Lead single 'Feel it All' is the crowning glory with its twanging bluesy riff. The tempo hardly changes throughout but the gradual implementation of distortion adds a dimension and depth that seems to offer an equivalent progression. Tunstall's voice is beautiful, fragile but controlled. The simple refrain of 'I feel it all' (also varied to 'they' and 'we') has a goose-bump inducing, hypnotic tone. Somehow it lays open the listener, encouraging them to share in the cathartic experience.
It all comes to a gentle kind of climax in 'No Better Shoulder'. It is not any more up-tempo than the rest; instead more voices and harmonies are added with each verse until it becomes a swelling chorus. It seems an appropriate ending from a record that began with individual fragility and ends with a hopeful, collective evocation of solidarity.

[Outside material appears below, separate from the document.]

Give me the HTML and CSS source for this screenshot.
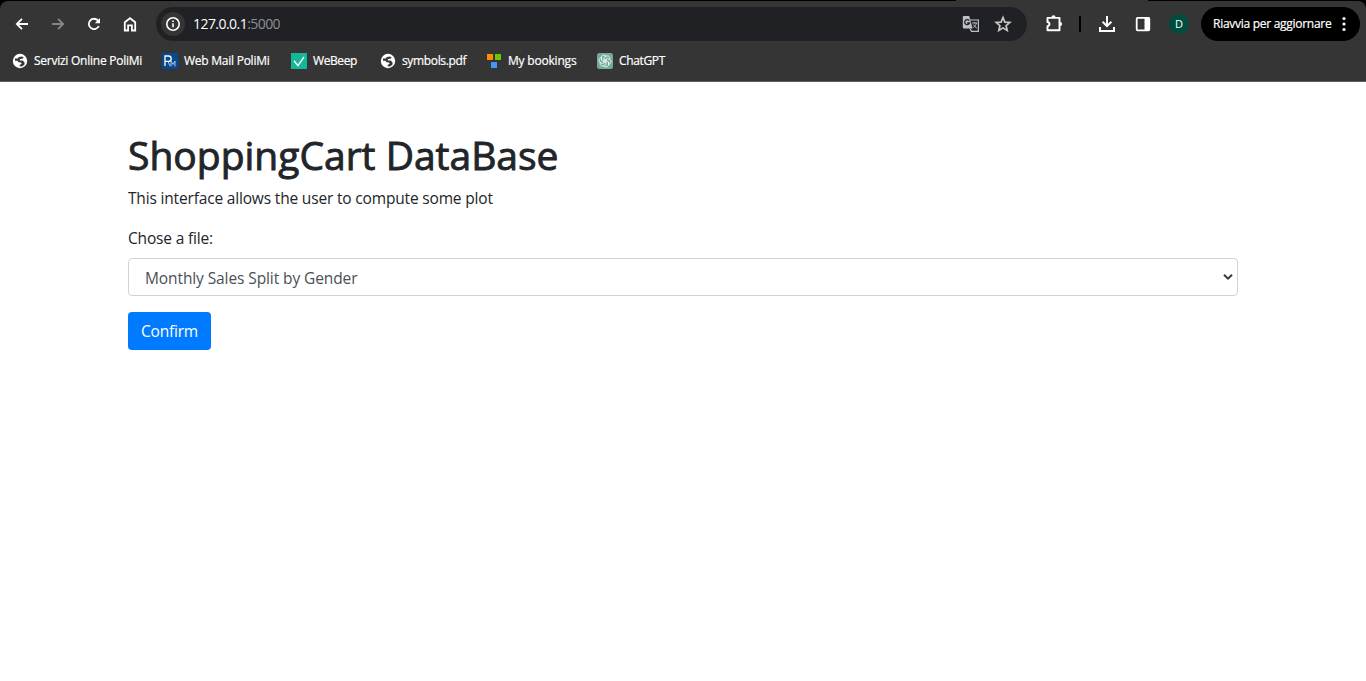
FILE: index.html
```html
<!DOCTYPE html>
<html lang="en">
<head>
<meta charset="utf-8">
<title>ShoppingCart DataBase</title>
<link rel="stylesheet" href="styles.css">
</head>
<body>
<svg class="defs" width="0" height="0"><defs>
<symbol id="globe" viewBox="0 0 16 16"><circle cx="8" cy="8" r="7.200" fill="#fff"/><path d="M3 5.600h2.600L7 4l3-.6 1.800 1.400-1.600 1-2.200.3-.4 1.300 3 .2 2 1.900-.2 2.300-2.600 1.700-2.200-.2.300-1.500 1.700-.8-.5-1.500-2.300-.3-1.600-1.400H3z" fill="#353535"/></symbol>
</defs></svg>
<header class="browser">
  <div class="tabstrip"><i></i></div>
  <div class="chrome">
  <div class="toolbar">
    <nav class="nav">
      <svg width="16" height="16" viewBox="0 0 16 16"><path d="M14 8H3M8 2.800L2.800 8 8 13.200" class="line"/></svg>
      <svg class="dim" width="16" height="16" viewBox="0 0 16 16"><path d="M2 8h11M8 2.800L13.200 8 8 13.200" class="line"/></svg>
      <svg width="16" height="16" viewBox="0 0 16 16"><path d="M12.800 10A5.200 5.200 0 1 1 12 4.600L13 6" class="line"/><path d="M14 2v5.200H8.800z" fill="#fff"/></svg>
      <svg width="16" height="16" viewBox="0 0 16 16"><path d="M2.800 6.200L8 2.200l5.200 4v8.300H9.900V9.400H6.100v5.100H2.800z" class="line"/></svg>
    </nav>
    <div class="address">
      <span class="info"><svg width="16" height="16" viewBox="0 0 16 16"><circle cx="8" cy="8" r="6.200" class="thin"/><path d="M8 7.200v4M8 4.500v1.500" class="thin"/></svg></span>
      <span class="url">127.0.0.1<span class="port">:5000</span></span>
      <svg class="translate" width="18" height="18" viewBox="0 0 18 18"><path d="M8 5h8.400v11.400H9.500L8 13.500" fill="none" stroke="#bdc1c6" stroke-width="1.200"/><path d="M1.800 1h5.400l3.400 12.500H1.800a1 1 0 0 1-1-1V2a1 1 0 0 1 1-1z" fill="#bdc1c6"/><path d="M7.200 5.600A2.500 2.500 0 1 0 7.500 8H5.200" fill="none" stroke="#202124" stroke-width="1.300"/><path d="M10.200 8h5M12.600 7v1M14.400 8c-.5 2-1.500 3.400-3.100 4.600M11.300 9.500c1 1.600 2 2.700 3.500 3.600" fill="none" stroke="#bdc1c6"/></svg>
      <svg class="star" width="18" height="18" viewBox="0 0 18 18"><path d="M9 2.500l1.900 4.600 4.900.4-3.700 3.200 1.100 4.800L9 12.900l-4.200 2.600 1.100-4.800-3.700-3.200 4.900-.4z" fill="none" stroke="#c7c7c7" stroke-width="1.700"/></svg>
    </div>
    <div class="actions">
      <svg width="20" height="20" viewBox="0 0 20 20"><path d="M3.500 3.900H15.500V16.300H3.500v-4.100c2.600-.4 2.600-3.800 0-4.200z" fill="none" stroke="#fff" stroke-width="1.900" stroke-linejoin="round"/><path d="M7.400 3.400a2.100 2.100 0 0 1 4.200 0zM16 8a2.100 2.100 0 0 1 0 4.200z" fill="#fff"/></svg>
      <i class="divider"></i>
      <svg class="download" width="18" height="18" viewBox="0 0 18 18"><path d="M9 1v10M4.600 6.800L9 11.200l4.400-4.400M2 12v4h14v-4" fill="none" stroke="#fff" stroke-width="2"/></svg>
      <svg class="panel" width="16" height="16" viewBox="0 0 16 16"><rect x="1.700" y="1.900" width="12.600" height="12.400" rx="1" fill="none" stroke="#fff" stroke-width="1.800"/><path d="M9.500 1.500h5v13h-5z" fill="#fff"/></svg>
      <span class="avatar">D</span>
      <div class="update"><span>Riavvia per aggiornare</span><svg width="4" height="16" viewBox="0 0 4 16"><g fill="#fff"><circle cx="2" cy="2.500" r="1.600"/><circle cx="2" cy="8" r="1.600"/><circle cx="2" cy="13.500" r="1.600"/></g></svg></div>
    </div>
  </div>
  <div class="bookmarks">
    <a class="bm b1"><svg width="16" height="16"><use href="#globe"/></svg><span>Servizi Online PoliMi</span></a>
    <a class="bm b2"><svg width="16" height="16" viewBox="0 0 16 16"><path d="M0 0h16v16H0z" fill="#084891"/><path d="M3 13V3h3.500a2.700 2.700 0 0 1 0 5.400H3" fill="none" stroke="#fff" stroke-width="1.300"/><path d="M6 8.500L8 13M9 13.500V8l2 3.500L13 8v5.500" fill="none" stroke="#a9c3e0" stroke-width="1"/></svg><span>Web Mail PoliMi</span></a>
    <a class="bm b3"><svg width="16" height="16" viewBox="0 0 16 16"><path d="M0 0h16v16H0z" fill="#13b898"/><path d="M3 7.700l4 5L13 4" fill="none" stroke="#fff" stroke-width="1.400"/></svg><span>WeBeep</span></a>
    <a class="bm b4"><svg width="16" height="16"><use href="#globe"/></svg><span>symbols.pdf</span></a>
    <a class="bm b5"><svg width="16" height="16" viewBox="0 0 16 16"><path d="M1 1h6v6H1z" fill="#ff8c00"/><path d="M9 1h6v6H9z" fill="#6ec800"/><path d="M5 9h6v6H5z" fill="#4596f0"/></svg><span>My bookings</span></a>
    <a class="bm b6"><svg width="16" height="16" viewBox="0 0 16 16"><rect width="16" height="16" rx="2.500" fill="#74aa9c"/><g fill="none" stroke="#fff" stroke-width=".8"><path id="petal" d="M7 8.700V4.600l2.300-1.500c2.400-1 4.500 1.500 3.300 3.700"/><use href="#petal" transform="rotate(60 8 8)"/><use href="#petal" transform="rotate(120 8 8)"/><use href="#petal" transform="rotate(180 8 8)"/><use href="#petal" transform="rotate(240 8 8)"/><use href="#petal" transform="rotate(300 8 8)"/></g></svg><span>ChatGPT</span></a>
  </div>
  </div>
</header>
<main class="container">
  <h1>ShoppingCart DataBase</h1>
  <p>This interface allows the user to compute some plot</p>
  <form>
    <label>Chose a file:</label>
    <div class="select"><span>Monthly Sales Split by Gender</span><svg width="10" height="8" viewBox="0 0 10 8"><path d="M1 1.700l4 4 4-4" fill="none" stroke="#343a40" stroke-width="2"/></svg></div>
    <button type="button">Confirm</button>
  </form>
</main>
</body>
</html>
```
FILE: styles.css
```css
* { box-sizing: border-box; }
body { margin: 0; height: 681px; overflow: hidden; background: #fff; color: #212529; font-family: "Open Sans", "Noto Sans", sans-serif; }
svg { display: block; flex: none; }
.defs { position: absolute; }
.browser { height: 82px; background: #000; color: #fff; font-size: 12px; }
.tabstrip { height: 1px; padding-left: 956px; }
.tabstrip i { display: block; width: 192px; height: 1px; background: #353535; }
.chrome { height: 81px; background: #353535; border-radius: 8px 8px 0 0; border-bottom: 1px solid #5c5c5c; }
.toolbar { height: 46px; display: flex; align-items: center; padding-left: 14px; }
.nav { display: flex; gap: 20px; width: 142px; }
.line { fill: none; stroke: #fff; stroke-width: 1.8; }
.dim { opacity: .4; }
.thin { fill: none; stroke: #fff; stroke-width: 1.6; }
.address { width: 871px; height: 34px; border-radius: 17px; background: #202124; display: flex; align-items: center; padding-left: 5px; }
.info { width: 24px; height: 24px; border-radius: 50%; background: #353535; display: grid; place-items: center; }
.url { margin-left: 8px; width: 769px; font-size: 14px; line-height: 18px; padding-bottom: 1px; letter-spacing: -.55px; white-space: nowrap; }
.port { color: #8c8f93; }
.star { margin-left: 14px; }
.actions { display: flex; align-items: center; flex: 1; padding-left: 17px; }
.divider { width: 2px; height: 16px; background: #000; margin-left: 15px; }
.download { margin-left: 17px; }
.panel { margin-left: 19px; }
.avatar { width: 20px; height: 20px; border-radius: 50%; background: #004d40; display: grid; place-items: center; margin-left: 18px; font-size: 11px; line-height: 18px; padding-bottom: 1px; }
.update { margin-left: 12px; width: 159px; height: 34px; border-radius: 17px; background: #000; display: flex; align-items: center; justify-content: space-between; padding: 0 14px 0 12px; }
.update span { width: 124px; white-space: nowrap; letter-spacing: -.28px; padding-bottom: 1px; -webkit-text-stroke: .2px; }
.bookmarks { display: flex; height: 28px; align-items: center; padding-left: 12px; }
.bm { display: flex; align-items: center; gap: 6px; white-space: nowrap; letter-spacing: -.25px; -webkit-text-stroke: .2px; }
.bm span { padding-bottom: 2px; }
.b1 { width: 150px; }
.b2 { width: 129px; }
.b3 { width: 89px; letter-spacing: -.4px; }
.b4 { width: 106px; letter-spacing: -.35px; }
.b5 { width: 111px; letter-spacing: -.2px; }
.b6 { letter-spacing: -.35px; }
.container { padding: 49px 128px 0; font-size: 15.500px; letter-spacing: -.17px; }
h1 { margin: 0 0 7px; font-size: 39px; line-height: 48px; font-weight: 400; letter-spacing: 0; -webkit-text-stroke: .9px #212529; }
p { margin: 0 0 16px; line-height: 24px; }
label { display: block; line-height: 24px; margin-bottom: 8px; }
.select { height: 38px; border: 1px solid #ced4da; border-radius: 4px; display: flex; align-items: center; justify-content: space-between; padding: 0 4px 0 16px; color: #495057; margin-bottom: 16px; letter-spacing: -.1px; }
.select span { padding-top: 2px; }
button { display: block; width: 83px; height: 38px; padding: 0; border: 0; border-radius: 4px; background: #007bff; color: #fff; font: 15.500px "Open Sans", "Noto Sans", sans-serif; letter-spacing: -.2px; }
```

If you are a fan of Eye to the Telescope (2004) or Tiger Suit (2010), this album will be unlike anything you expected. The sass of 'Black Horse and a Cherry Tree' is gone and there are hardly any of the marks of pop or electronic music that she has experimented with. This is an earthy blues record, with folky undertones which feels truer than any of that. But there is one constant - KT is still a one woman band (literally, more than ever) who can conjure melodies from air and write lyrics that read like poetry. It is an album that deserves the listener's full attention and immersion, as if they too were in the desert, ready to feel it all.